I spoke to a couple of friends who teach at independent schools and frequently prepare students for this assessment. They disagreed with the ideas that a) you couldn’t prepare students for it and b) it didn’t depend on knowledge. They said that you could prepare students for it by getting them to read lots about lots of different historical eras, and that the students who knew more history generally did better on it. Interestingly, however, they also said that it was because of these reasons that, like me, they quite liked the test. It wasn’t possible to game it in any way, and preparing students for this test generally involved activities which made them better historians, not just better test takers. And they felt the results generally did distinguish between candidates who were and were not good at history. I suspect in many cases, therefore, the advice on this paper is not the end of the world, as plenty of people are probably ignoring it.
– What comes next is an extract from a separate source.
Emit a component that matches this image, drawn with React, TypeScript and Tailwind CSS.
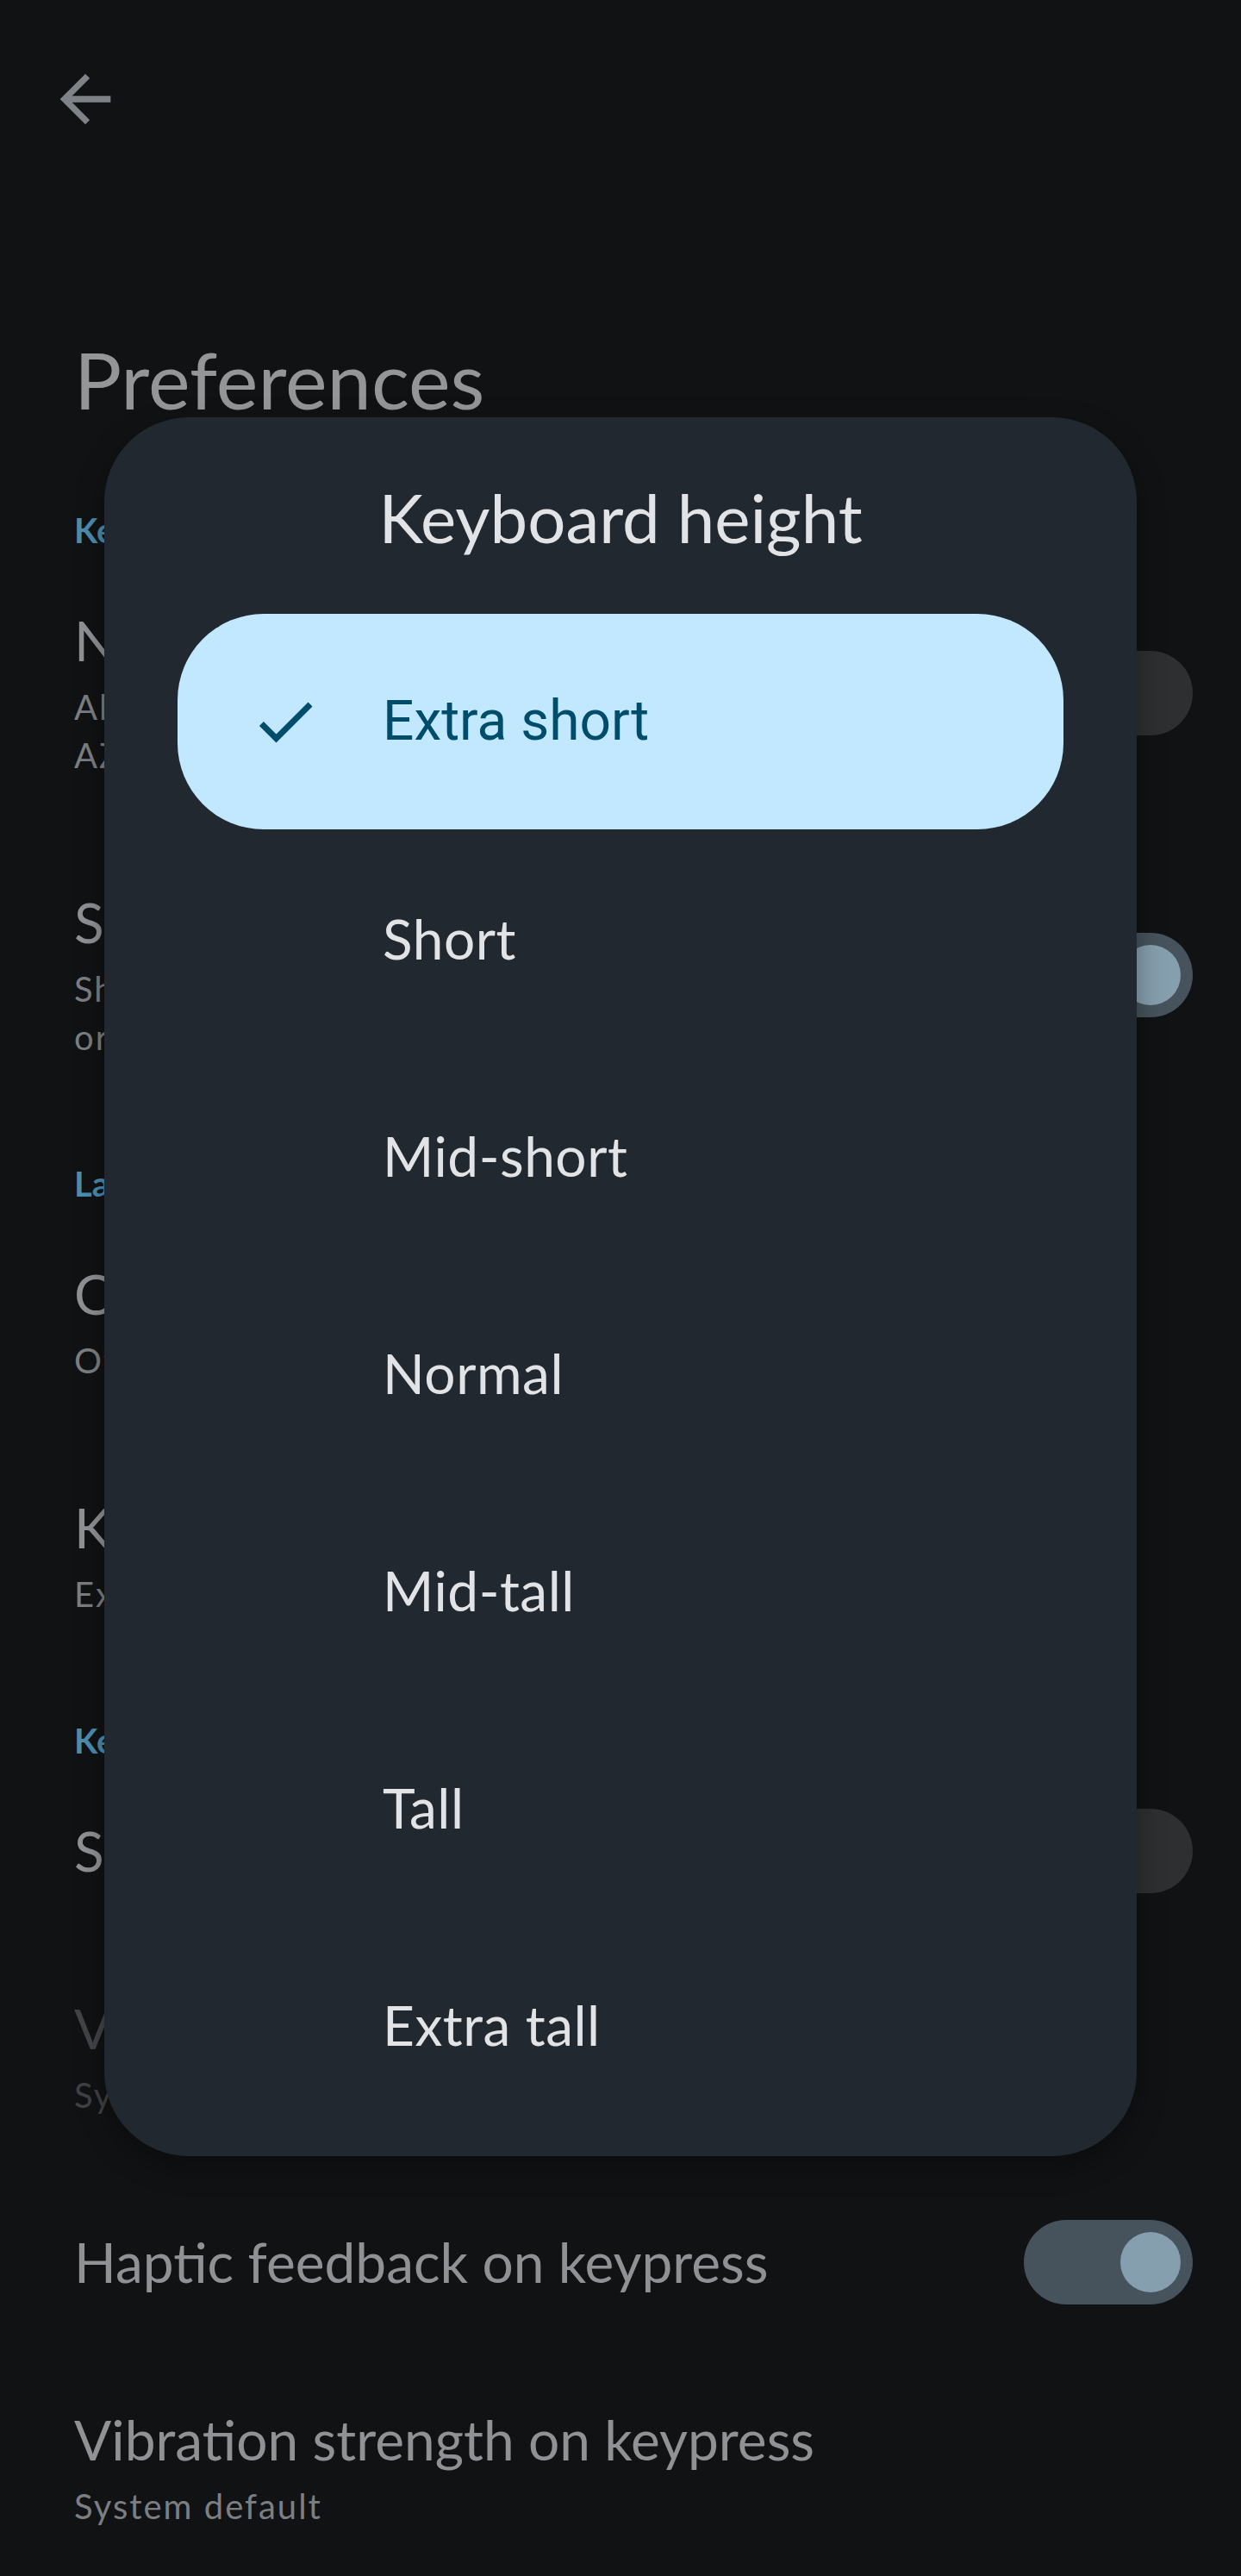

Still, both the friends I spoke to were at independent schools who put a lot of time and effort into cracking the Oxbridge admissions code. What about teachers at schools who don’t have a tradition of Oxbridge entry, or can’t devote as much time to reading the runes of these tests? Aren’t they more likely to take this advice at face value – and aren’t their pupils therefore more likely to do badly on such a test? Improving the advice on how to prepare for this test could help all students become better historians, but it could particularly help students from disadvantaged backgrounds.